How to deal with hot weather in Japan? Eat Unagi in Japan! | Guidable - Your Guide to a Sustainable, Wellbeing-centred Life in Japan

How to deal with hot weather in Japan? Eat Unagi in Japan!

By Guidable Writers Jun 22, 2017

As you all have noticed, the summer season has arrived, and if you are not used to this hot, humid weather, I think you will get really exhausted and tired. If you want to regain your stamina, eating Unagi is a good choice for you! In Japan, there is custom to eat Unagi on the Day of Unagi. Before talking about this special day, let me briefly give you an idea of what it is!

What is Unagi?

Unagi in Japan means freshwater eel. Its bones are small and tender enough to eat. Normal lit is filleted, grilled and brushed with a sweet soy refuction. It is then sliced into portions and served as Unadon, a donburi dish that sliced eel are served on a bed of rice.

So why do people eat Unagi?

Japanese people consider unagi as one of the most nutritious food. When the hot and humid summer comes, it is time for Unagi to give people a healthy energy boost. Why Japanese people are so obsessed with Unagi? It is because Unagi is full of vitamin A, B-complex, D and E that alleviates fatigue and loss of appetite. Also, the smell of cooking unagi over the grill itself is an appetizing smell for Japanese people. Therefore, if you are exhausted of the hot weather in Japan, try eating Unagi!

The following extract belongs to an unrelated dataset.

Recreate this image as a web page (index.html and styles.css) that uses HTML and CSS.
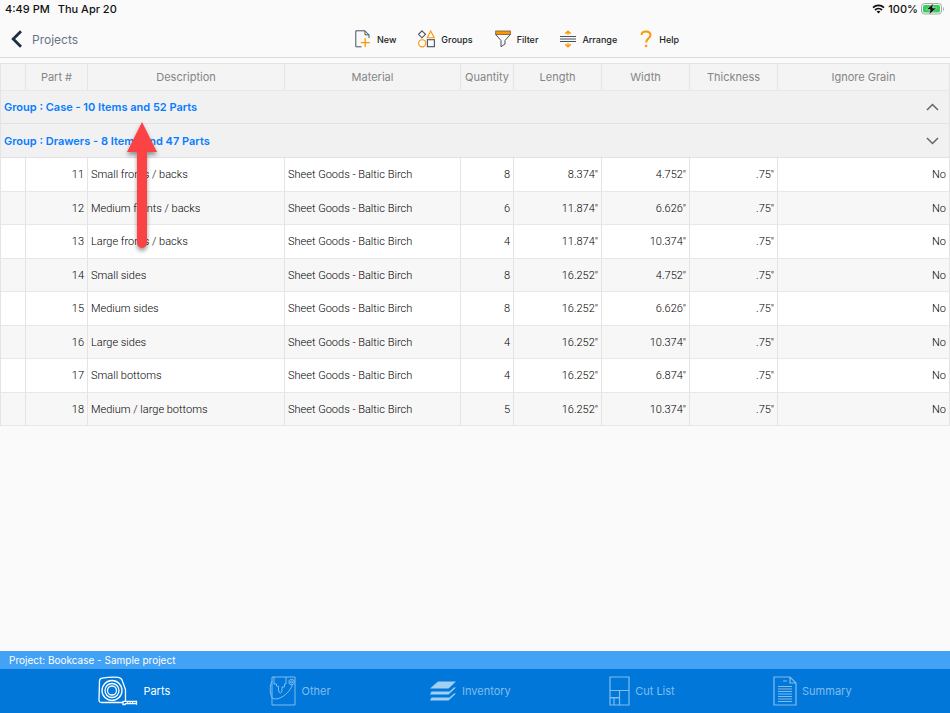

Eat Unagi on the ‘Day of Unagi’!

In Japan, there is a custom of eating Unagi together on the ‘Doyo-no-Ushi-no hi’, Day of Unagi. This year it is on 25th July and 6th August, and this day comes between mid of July and the beginning of August. So why do people eat Unagi on this day? It is because those days are believed to be the hottest time of the year, and as mentioned before, Unagi has lots of nutritions that help you to endure summer.

What is the history of ‘Day of Unagi’?

I think you have noticed that the name of days of Unagi is called ‘Doyo-no Ushi-no hi’. The name is quite long and complex, so you may wonder what does it mean.

First, Doyo is the period that is 18days in length between each of the 4 season. The doyo period comes between summer and autumn, mid July to early August, and it is the hottest time of the year.

Second, Ushi no hi can be directly translated in to Ox day. This name is originated from the old calendar of Japan that uses the Chinese Zodiac system, a system of a 12 year cycle and each year is named according to a name of an animal. The days of the week is also named after the same animals, and there is one or two day of Ox in the Doyo period.

So why do we eat Unagi on the day of Ox? It is because a restaurant owner began advertising unagi on the day of Ox, as both Ushi, Ox in Japanese, and Unagi both begins with the letter ‘u’. This play on word worked really well as a promotion, and sales took off. This way of promotion eventually developed into a Japanese folklore that if you eat unagi on the day of OX, you will regain power!

So, Doyo-no-ushi-no-hi means to eat ‘Unagi on the Ox days during Doyo period!’ So in modern Japan, people set the hottest day of the year as a day for people to eat Unagi!

How to eat Unagi?

There are various ways to eat Unag in the summer. For example, Kabayaki is a typical way to cook a Unagi. Kabayaki is unagi that is grilled over hot charcoal, steamed, seasoned with a sweet basting sauce and grilled over hot charcoal again. It is normally served over a bed of rice (we call it unadon), or in a bento box with sansho pepper on top of it (we call it Unajyu)

How much does it cost?

It really depends on the quality of the Unagi you eat, but usually if you want to try Unagi in a decent Japanese restaurant, it will cost around 2000yen to 4000 yen, which is quite expensive. However if you go to Fast food restaurant such as Sukiya, you can get a nice Unadon by 800yen.

Why Unagi is so expensive? It is because Unagi lays eggs in the Ocean, and after the Fry are hatched from the eggs, they will back to Japan waterways and are caught. These fry will then sold to unagi farms and they will be raised to Unagi, which we see in the market. So most of the Unagi are raised by human in the farms, and if you want to try natural Unagi, Adult Unagi that caught in the river, it would cost a lot more than normal Unagi. Also, it is considered to be better to kill a Unagi just before cooking, so many restaurant have tanks to keep live Unagi in order to provide the ‘freshest’ Unagi they can. Eventually this will also affect the price of the Unagi.

I think by now, you have understood what a Unagi is, and when the people are going to eat Unagi together. Eating Unagi is one of the unique culture in Japan, and if you are interested in knowing more about Japan, then I encourage you to try it! It is delicious, and it will definitely help you to overcome the hot weather during the summer season!